At Leeds, van Dijk wins the header, but it doesn’t go far. However, Fabinho eventually smashes the ball home. Note here how, unlike other teams, Leeds are marking Liverpool’s edge-of-the-box shooters, with a wide spread of players. So, van Dijk has more freedom to win the first header.

What do you want, a shot to the head or a shot to the heart?

AC Milan, with no van Dijk to deal with, head clear to the edge of the box before Matip and Fabinho can get on the end of the cross. Jordan Henderson, out of the picture, lashes the ball home. Game won.

A couple of examples of how fouling Liverpool players doesn’t help. Norwich try to stop van Dijk and Matip with actual judo. No intention to even look at the ball.

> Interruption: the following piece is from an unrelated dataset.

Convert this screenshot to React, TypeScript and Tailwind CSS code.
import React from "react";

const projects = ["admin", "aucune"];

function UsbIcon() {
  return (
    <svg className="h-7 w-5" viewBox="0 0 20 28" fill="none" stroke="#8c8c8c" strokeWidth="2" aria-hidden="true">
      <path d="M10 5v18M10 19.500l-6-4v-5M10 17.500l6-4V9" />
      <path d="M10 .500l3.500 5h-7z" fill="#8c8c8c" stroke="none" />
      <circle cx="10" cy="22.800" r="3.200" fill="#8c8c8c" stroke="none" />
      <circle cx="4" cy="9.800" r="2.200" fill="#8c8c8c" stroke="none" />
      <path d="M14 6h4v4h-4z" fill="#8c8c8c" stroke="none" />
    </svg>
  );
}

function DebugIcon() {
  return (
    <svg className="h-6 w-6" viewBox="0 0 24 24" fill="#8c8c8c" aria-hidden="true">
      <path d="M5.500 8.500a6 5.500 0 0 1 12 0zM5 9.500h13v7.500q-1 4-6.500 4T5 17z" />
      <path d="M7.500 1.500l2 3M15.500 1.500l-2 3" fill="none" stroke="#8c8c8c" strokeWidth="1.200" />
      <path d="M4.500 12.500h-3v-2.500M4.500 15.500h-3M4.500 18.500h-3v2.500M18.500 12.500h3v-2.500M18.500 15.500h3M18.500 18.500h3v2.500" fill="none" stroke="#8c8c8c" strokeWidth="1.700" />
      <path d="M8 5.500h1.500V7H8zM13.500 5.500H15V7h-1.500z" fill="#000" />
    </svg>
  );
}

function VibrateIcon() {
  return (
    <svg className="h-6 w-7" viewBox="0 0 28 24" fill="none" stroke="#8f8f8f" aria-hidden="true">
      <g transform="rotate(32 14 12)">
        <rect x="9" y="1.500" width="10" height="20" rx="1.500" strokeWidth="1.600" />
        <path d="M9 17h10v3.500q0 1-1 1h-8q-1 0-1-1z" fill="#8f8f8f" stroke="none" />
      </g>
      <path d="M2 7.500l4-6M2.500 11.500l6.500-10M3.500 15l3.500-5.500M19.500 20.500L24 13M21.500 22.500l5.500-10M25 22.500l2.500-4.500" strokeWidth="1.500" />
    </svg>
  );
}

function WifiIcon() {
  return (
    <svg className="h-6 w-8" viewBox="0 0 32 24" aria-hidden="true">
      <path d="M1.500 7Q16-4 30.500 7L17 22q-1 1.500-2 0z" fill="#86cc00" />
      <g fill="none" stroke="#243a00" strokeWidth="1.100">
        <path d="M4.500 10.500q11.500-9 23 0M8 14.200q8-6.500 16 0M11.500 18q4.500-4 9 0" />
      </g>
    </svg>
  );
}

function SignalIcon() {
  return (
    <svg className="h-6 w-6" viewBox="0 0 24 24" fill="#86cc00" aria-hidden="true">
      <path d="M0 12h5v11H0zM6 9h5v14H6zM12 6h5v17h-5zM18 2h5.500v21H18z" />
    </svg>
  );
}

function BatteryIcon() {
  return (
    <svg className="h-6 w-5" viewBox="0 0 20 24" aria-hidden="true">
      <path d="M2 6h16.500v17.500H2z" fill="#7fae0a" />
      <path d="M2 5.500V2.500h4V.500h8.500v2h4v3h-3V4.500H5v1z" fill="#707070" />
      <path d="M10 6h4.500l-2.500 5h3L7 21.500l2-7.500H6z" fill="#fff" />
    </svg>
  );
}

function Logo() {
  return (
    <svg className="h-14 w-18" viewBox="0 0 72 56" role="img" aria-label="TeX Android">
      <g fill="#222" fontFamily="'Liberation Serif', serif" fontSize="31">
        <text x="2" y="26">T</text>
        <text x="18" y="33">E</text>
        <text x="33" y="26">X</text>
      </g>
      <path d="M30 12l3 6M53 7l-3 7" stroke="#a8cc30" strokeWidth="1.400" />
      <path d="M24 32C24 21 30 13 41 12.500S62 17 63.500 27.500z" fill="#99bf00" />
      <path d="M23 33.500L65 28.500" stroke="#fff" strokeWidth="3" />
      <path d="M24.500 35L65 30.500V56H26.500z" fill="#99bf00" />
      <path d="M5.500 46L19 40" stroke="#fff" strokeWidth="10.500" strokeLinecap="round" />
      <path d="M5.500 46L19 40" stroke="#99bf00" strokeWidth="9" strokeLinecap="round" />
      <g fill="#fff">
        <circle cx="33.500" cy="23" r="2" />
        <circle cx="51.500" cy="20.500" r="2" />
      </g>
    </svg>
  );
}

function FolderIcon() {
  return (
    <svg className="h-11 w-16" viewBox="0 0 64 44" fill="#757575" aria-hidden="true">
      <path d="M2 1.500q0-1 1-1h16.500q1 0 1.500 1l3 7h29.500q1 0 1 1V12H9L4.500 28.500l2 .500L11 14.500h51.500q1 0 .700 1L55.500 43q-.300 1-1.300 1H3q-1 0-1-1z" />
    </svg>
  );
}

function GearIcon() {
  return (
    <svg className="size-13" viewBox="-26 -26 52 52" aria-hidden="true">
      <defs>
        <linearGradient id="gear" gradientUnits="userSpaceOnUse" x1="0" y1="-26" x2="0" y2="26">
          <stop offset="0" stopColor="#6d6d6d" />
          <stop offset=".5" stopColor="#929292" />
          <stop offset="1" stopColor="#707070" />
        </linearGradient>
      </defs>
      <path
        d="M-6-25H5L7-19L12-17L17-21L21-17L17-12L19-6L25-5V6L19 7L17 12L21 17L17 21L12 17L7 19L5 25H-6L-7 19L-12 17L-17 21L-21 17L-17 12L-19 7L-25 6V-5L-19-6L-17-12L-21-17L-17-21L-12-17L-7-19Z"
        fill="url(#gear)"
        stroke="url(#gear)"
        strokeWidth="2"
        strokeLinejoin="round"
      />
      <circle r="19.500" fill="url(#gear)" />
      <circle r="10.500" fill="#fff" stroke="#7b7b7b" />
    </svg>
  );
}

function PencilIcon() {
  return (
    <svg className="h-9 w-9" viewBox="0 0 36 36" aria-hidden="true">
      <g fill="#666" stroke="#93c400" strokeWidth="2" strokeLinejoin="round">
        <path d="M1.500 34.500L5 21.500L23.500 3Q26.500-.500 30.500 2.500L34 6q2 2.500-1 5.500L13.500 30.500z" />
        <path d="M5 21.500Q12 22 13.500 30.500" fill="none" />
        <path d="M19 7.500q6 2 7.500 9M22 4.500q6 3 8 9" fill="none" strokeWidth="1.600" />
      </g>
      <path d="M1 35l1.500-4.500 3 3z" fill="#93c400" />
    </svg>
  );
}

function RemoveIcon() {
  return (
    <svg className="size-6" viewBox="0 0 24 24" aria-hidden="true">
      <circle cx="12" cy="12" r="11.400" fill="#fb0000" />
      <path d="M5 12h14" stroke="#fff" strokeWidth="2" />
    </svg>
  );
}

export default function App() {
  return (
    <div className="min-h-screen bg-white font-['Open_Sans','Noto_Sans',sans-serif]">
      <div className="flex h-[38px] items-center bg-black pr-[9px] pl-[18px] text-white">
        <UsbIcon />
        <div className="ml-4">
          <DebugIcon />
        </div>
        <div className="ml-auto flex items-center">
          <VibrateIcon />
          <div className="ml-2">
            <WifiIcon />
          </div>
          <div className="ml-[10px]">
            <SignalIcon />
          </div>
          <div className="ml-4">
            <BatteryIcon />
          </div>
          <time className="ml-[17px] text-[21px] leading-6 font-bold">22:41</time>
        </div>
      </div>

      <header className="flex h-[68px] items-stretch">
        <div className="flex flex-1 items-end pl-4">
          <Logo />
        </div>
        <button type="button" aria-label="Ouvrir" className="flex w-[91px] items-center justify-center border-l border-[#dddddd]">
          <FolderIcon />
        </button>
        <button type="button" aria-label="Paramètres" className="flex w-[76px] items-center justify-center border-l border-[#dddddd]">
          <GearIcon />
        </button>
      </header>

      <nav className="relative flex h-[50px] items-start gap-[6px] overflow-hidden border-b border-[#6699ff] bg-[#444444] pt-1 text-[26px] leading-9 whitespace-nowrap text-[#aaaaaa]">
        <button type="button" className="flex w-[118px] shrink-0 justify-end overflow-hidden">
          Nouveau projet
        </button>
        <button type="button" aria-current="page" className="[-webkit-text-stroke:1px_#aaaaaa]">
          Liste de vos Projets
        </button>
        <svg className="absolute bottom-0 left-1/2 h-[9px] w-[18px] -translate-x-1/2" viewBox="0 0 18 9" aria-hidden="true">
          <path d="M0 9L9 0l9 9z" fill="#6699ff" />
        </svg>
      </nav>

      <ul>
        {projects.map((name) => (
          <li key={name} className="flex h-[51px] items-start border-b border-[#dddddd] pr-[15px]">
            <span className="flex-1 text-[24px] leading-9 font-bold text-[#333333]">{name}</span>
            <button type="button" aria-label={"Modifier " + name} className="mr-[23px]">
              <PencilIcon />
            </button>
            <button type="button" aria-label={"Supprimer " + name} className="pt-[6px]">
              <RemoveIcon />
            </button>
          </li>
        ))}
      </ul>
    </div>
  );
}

Palace try to stop Konaté with actual judo. The giant Joachim Andersen can only foul the Liverpool man, and it just frees van Dijk.

The first goal yesterday, and Mo Salah will run from left to right, as we look, into the big space. Palace will be so busy with the big guns they miss the little ‘un. Indeed, Salah’s marker gets blocked out by the mass of his own players. Palace are “touch tight” to several players, and are allowed to impede runs.

The second Liverpool goal against Palace yesterday. Palace have a decent spread, with fewer men obsessing with van Dijk and Konate, but fouling both. However, van Dijk gets a touch under pressure. Palace succeed in stopping van Dijk getting a clean header, but look at that lovely space for Mo Salah to run into if the ball drops there? (Cue ball dropping there.)

The third goal. A good punch by the keeper, in the melee. Again, Palace have a decent spread as Liverpool only have four men in the box, but where’s Naby Keita? He’s not yet in the picture, so he can’t exist, right? Doh!

Conclusion

Opponents, you’re damned if you do and damned if you don’t. Your only hope is another Liverpool injury crisis.